17 March 2015 Children and youth are a major part of community-level responses to disasters and must play an important role in risk reduction, United Nations officials said today in Sendai, Japan, with the head of the UN Children's Fund (UNICEF) challenging a gathering of youth representatives to demand that they be involved in processes that impact them.
“We cannot prevent floods, droughts and storms but with better planning, preparation and response, these things don't have to become disasters – and they won't, if we listen to those who know their local communities the best,” UNICEF Executive Director Anthony Lake told a side event in Sendai, Japan, as part of the Third World Conference on Disaster Risk Reduction.
Taking up the title of the event – 'Children and Youth - Don't Decide My Future Without Me' – to challenge the energetic participants, Mr. Lake said every child in every community deserves every opportunity to thrive. Disaster preparedness must reflect needs of every child everywhere. Let us be involved! Demand it!”

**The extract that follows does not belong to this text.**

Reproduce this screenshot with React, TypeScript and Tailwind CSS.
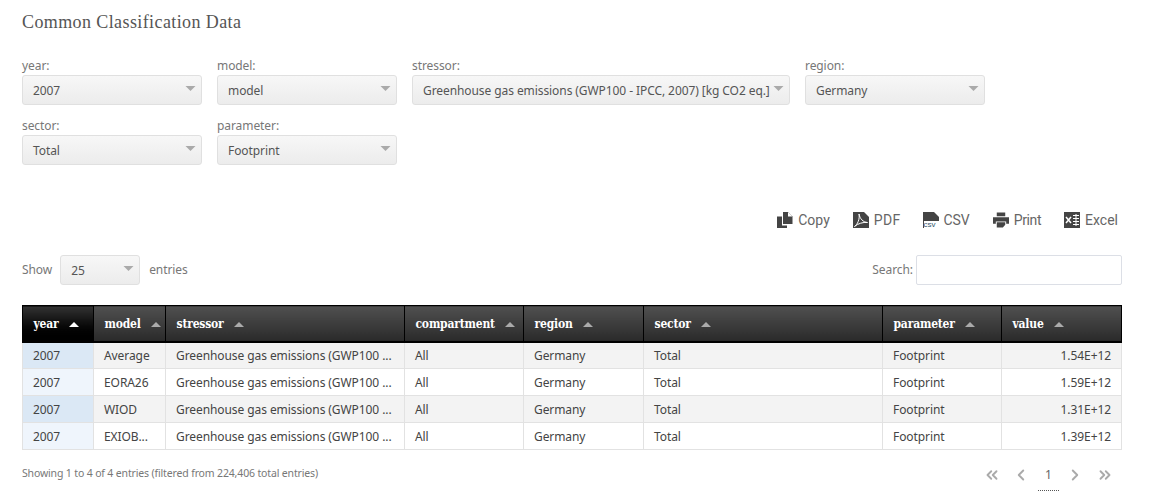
import type { ReactNode } from "react";
import { ChevronLeft, ChevronRight, ChevronsLeft, ChevronsRight } from "lucide-react";

const rows = [
  { model: "Average", value: "1.54E+12" },
  { model: "EORA26", value: "1.59E+12" },
  { model: "WIOD", value: "1.31E+12" },
  { model: "EXIOB...", value: "1.39E+12" },
];

const columns = [
  { name: "year", width: "w-[71px]" },
  { name: "model", width: "w-[72px]" },
  { name: "stressor", width: "w-[239px]" },
  { name: "compartment", width: "w-[119px]" },
  { name: "region", width: "w-[120px]" },
  { name: "sector", width: "w-[239px]" },
  { name: "parameter", width: "w-[119px]" },
  { name: "value", width: "w-[120px]" },
];

function SelectBox({ value, className }: { value: string; className?: string }) {
  return (
    <div
      className={`h-[30px] rounded-[3px] border border-[#e0e0e0] bg-gradient-to-b from-[#f7f7f7] to-[#ececec] pl-[10px] pr-[4px] flex items-center justify-between text-[#555] ${className ?? ""}`}
    >
      <span className="whitespace-nowrap pt-[2px]">{value}</span>
      <svg viewBox="0 0 10 5" className="w-[11px] h-[5px] text-[#aaa] shrink-0 -mt-[3px] mr-[1px]">
        <path d="M0 0 L10 0 L5 5 Z" fill="currentColor" />
      </svg>
    </div>
  );
}

function Select({ label, value, width }: { label: string; value: string; width: string }) {
  return (
    <div className={`${width} flex flex-col`}>
      <label className="h-[20px] pt-[1px] leading-[20px] text-[#777]">{label}</label>
      <SelectBox value={value} />
    </div>
  );
}

function ToolButton({ icon, label, labelClass }: { icon: ReactNode; label: string; labelClass?: string }) {
  return (
    <div className="flex items-center gap-[5px] text-[14px] text-[#666] font-['Roboto',sans-serif] tracking-normal">
      {icon}
      <span className={labelClass}>{label}</span>
    </div>
  );
}

export default function App() {
  return (
    <div className="w-[1166px] h-[494px] overflow-hidden bg-white pl-[22px] text-[12px] tracking-[-0.08px] font-['Noto_Sans',sans-serif] text-[#444]">
      <div className="w-[1100px]">
        <h1 className="pt-[11px] h-[55px] text-[18px] leading-[22px] text-[#555] font-['Liberation_Serif',serif] tracking-[0.4px] font-normal">
          Common Classification Data
        </h1>

        <div className="flex flex-wrap gap-x-[15px] gap-y-[10px] w-[1000px]">
          <Select label="year:" value="2007" width="w-[180px]" />
          <Select label="model:" value="model" width="w-[180px]" />
          <Select label="stressor:" value="Greenhouse gas emissions (GWP100 - IPCC, 2007) [kg CO2 eq.]" width="w-[378px]" />
          <Select label="region:" value="Germany" width="w-[180px]" />
          <Select label="sector:" value="Total" width="w-[180px]" />
          <Select label="parameter:" value="Footprint" width="w-[180px]" />
        </div>

        <div className="mt-[44px] flex justify-end gap-[23px] pr-[4px] h-[22px]">
          <ToolButton
            label="Copy"
            icon={
              <svg viewBox="0 0 16 16" className="w-[16px] h-[16px] text-[#444]">
                <path d="M6 0 H11 L15.5 4.5 V12 H6 Z" fill="currentColor" />
                <path d="M11 0 V4.5 H15.5" fill="#fff" />
                <path d="M0 4.5 H5 V13.5 H10 V16 H0 Z" fill="currentColor" />
              </svg>
            }
          />
          <ToolButton
            label="PDF"
            labelClass="tracking-[0.3px]"
            icon={
              <svg viewBox="0 0 16 16" className="w-[16px] h-[16px] text-[#444]">
                <path d="M0 0 H11 L16 5 V16 H0 Z" fill="currentColor" />
                <path d="M1.5 14.5 C4.5 12.5 7 7 6 2 C7 7 10 10 14.5 10.5 C10 10 5 11.5 1.5 14.5 Z" fill="none" stroke="#fff" strokeWidth="1" />
              </svg>
            }
          />
          <ToolButton
            label="CSV"
            labelClass="-ml-[1px]"
            icon={
              <svg viewBox="0 0 16 16" className="w-[16px] h-[16px] text-[#444]">
                <path d="M0 0 H11 L16 5 V16 H0 Z" fill="currentColor" />
                <rect x="1" y="9" width="15" height="7" fill="#fff" />
                <text x="0.5" y="15" fontSize="8" fill="#35566e" fontFamily="Liberation Sans, sans-serif">csv</text>
              </svg>
            }
          />
          <ToolButton
            label="Print"
            labelClass="tracking-[-0.4px]"
            icon={
              <svg viewBox="0 0 17 16" className="w-[16px] h-[16px] text-[#444]">
                <path d="M4 0 H13 V4 H4 Z M0 5 H17 V12 H14 V9.5 H3 V12 H0 Z M4 10.5 H13 V13 L10.5 16 H4 Z" fill="currentColor" />
              </svg>
            }
          />
          <ToolButton
            label="Excel"
            icon={
              <svg viewBox="0 0 16 16" className="w-[16px] h-[16px] text-[#444]">
                <path d="M0 0 H16 V16 H0 Z" fill="currentColor" />
                <path d="M2 5 L7 11 M7 5 L2 11" stroke="#fff" strokeWidth="1.5" />
                <path d="M9 3.5 H15 M9 6.5 H15 M9 9.5 H15 M9 12.5 H15 M12 2 V14" stroke="#fff" strokeWidth="1" />
              </svg>
            }
          />
        </div>

        <div className="mt-[24px] flex items-center justify-between h-[30px] text-[#777]">
          <div className="flex items-center">
            <span>Show</span>
            <SelectBox value="25" className="ml-[8px] w-[80px]" />
            <span className="ml-[9px]">entries</span>
          </div>
          <div className="flex items-center gap-[3px]">
            <span>Search:</span>
            <div className="w-[206px] h-[30px] rounded-[2px] border border-[#dcdfe6] bg-white" />
          </div>
        </div>

        <table className="mt-[20px] w-[1100px] table-fixed border-collapse text-[#444]">
          <thead>
            <tr className="h-[36px]">
              {columns.map((col, i) => (
                <th
                  key={col.name}
                  className={`${col.width} border border-b-2 border-black pl-[10.5px] pt-[2px] text-left font-bold text-white text-[12px] tracking-[-0.2px] font-['DejaVu_Serif_Condensed','DejaVu_Serif',serif] ${
                    i === 0
                      ? "bg-gradient-to-b from-[#333] to-black"
                      : "bg-gradient-to-b from-[#505050] to-[#2a2a2a]"
                  }`}
                >
                  <span className="inline-flex items-center gap-[10px]">
                    {col.name}
                    <svg viewBox="0 0 10 5" className={`w-[10px] h-[5px] ${i === 0 ? "text-white" : "text-[#aaa]"}`}>
                      <path d="M0 5 L5 0 L10 5 Z" fill="currentColor" />
                    </svg>
                  </span>
                </th>
              ))}
            </tr>
          </thead>
          <tbody>
            {rows.map((row, i) => (
              <tr key={row.model} className={`h-[27px] ${i % 2 === 0 ? "bg-[#f3f3f3]" : "bg-white"}`}>
                <td className={`border border-[#e2e2e2] pl-[10px] pt-[2px] ${i % 2 === 0 ? "bg-[#dbe8f5]" : "bg-[#eff5fc]"}`}>2007</td>
                <td className="border border-[#e2e2e2] pl-[10px] pt-[2px]">{row.model}</td>
                <td className="border border-[#e2e2e2] pl-[10px] pt-[2px] whitespace-nowrap overflow-hidden">Greenhouse gas emissions (GWP100 ...</td>
                <td className="border border-[#e2e2e2] pl-[10px] pt-[2px]">All</td>
                <td className="border border-[#e2e2e2] pl-[10px] pt-[2px]">Germany</td>
                <td className="border border-[#e2e2e2] pl-[10px] pt-[2px]">Total</td>
                <td className="border border-[#e2e2e2] pl-[10px] pt-[2px]">Footprint</td>
                <td className="border border-[#e2e2e2] pr-[10px] pt-[2px] text-right">{row.value}</td>
              </tr>
            ))}
          </tbody>
        </table>

        <div className="mt-[14px] flex items-start justify-between">
          <span className="text-[10.5px] leading-[18px] tracking-[-0.15px] text-[#777]">
            Showing 1 to 4 of 4 entries (filtered from 224,406 total entries)
          </span>
          <div className="flex items-start pr-[8px] text-[#aaa]">
            <ChevronsLeft size={18} strokeWidth={2.5} className="mt-[2px]" />
            <ChevronLeft size={18} strokeWidth={2.5} className="mt-[2px] ml-[11px]" />
            <span className="ml-[8px] w-[21px] pb-[4px] border-b border-dotted border-[#555] text-center text-[12px] text-[#666] leading-[22px]">1</span>
            <ChevronRight size={18} strokeWidth={2.5} className="mt-[2px] ml-[7px]" />
            <ChevronsRight size={18} strokeWidth={2.5} className="mt-[2px] ml-[12px]" />
          </div>
        </div>
      </div>
    </div>
  );
}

Illustrating the vital need for such participation, he said that since the end of the 1990's, climate change-related disasters affected some 60 million children, while in the coming decades, that number was expected to rise to 200 million, putting even more children at risk of dying, being out of school and facing risk of trafficking and exploitation. And indeed, it was the poorest, most isolated and most vulnerable that would be most at risk.
Yet there has been some solid progress, including in the Sendai area, which was devastated in 2011 by a tsunami and flood. Evacuation drills, teacher training and preparation of emergency packs were but a few examples of the programmes under way in local elementary schools.
Spotlighting other examples, he said community-based health care in Niger had saved some 60,000 children in 2009 alone; early warning systems and cyclone-resistant classrooms in Madagascar had ensured that no child died in a disaster-related incident there since 2006.
In many areas, children and youth were getting involved, said Mr. Lake, noting that in Nepal, children's maps of their communities and schools had been included in preparedness exercises.
Ahmad Alendhawi, UN Special Envoy for Youth, who moderated the event, said children and youth have proven that they are “part of the response and part of the solution”
“Young people and children are not coming to [intergovernmental negotiations] to be cool,” he continued, explaining that boosting youth participation has been a major shift in the way the United Nations is doing business. “Engaging young people in a systematic way is not a seasonal exercise; half of the world population is under 25 years of age,” so it would benefit no one to ignore this.